What’s more, Prince Philip’s influence extended throughout Scotland to our very own Aberdeen University. In 2012 both Prince Philip and the Queen came to Aberdeen to oversee the opening of the new Sir Duncan Rice Library.


First Minister Nicola Sturgeon said, “Prince Philip’s commitments to countless charities and organisations […] in Scotland will leave a profound mark on its people."
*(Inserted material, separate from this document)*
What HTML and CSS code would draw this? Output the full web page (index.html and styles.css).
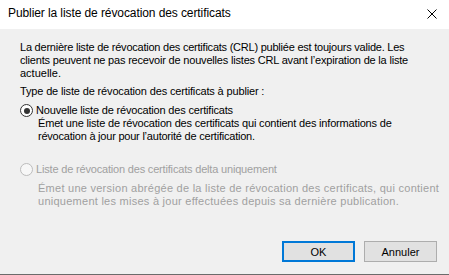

By the end of a long career in public service, Prince Philip had managed to carve his name into the world’s cultural memory as one of the quintessential figures of British tradition and selflessness. A fact that is evident in the outpouring of praise and remembrance in world leaders and citizens in countries everywhere. For an exile who began life in a precarious position, he became a balanced rock, outlasting 14 prime ministers and providing support to a post-war Britain through to modern day. Whereas some of his remarks were tactless at times, they were few and far between in a legacy of distinguished care for others.


The Prince of Wales described his father as “a much loved and appreciated figure”; Princess Anne, that he would leave a “legacy which can inspire us all”; and Prince William said that he was lucky to have “not just had his example to guide me, but his enduring presence […] both through good times and the hardest days.”


Through these memories, Prince Philip is survived by the Queen, four children, eight grandchildren and ten great-grandchildren.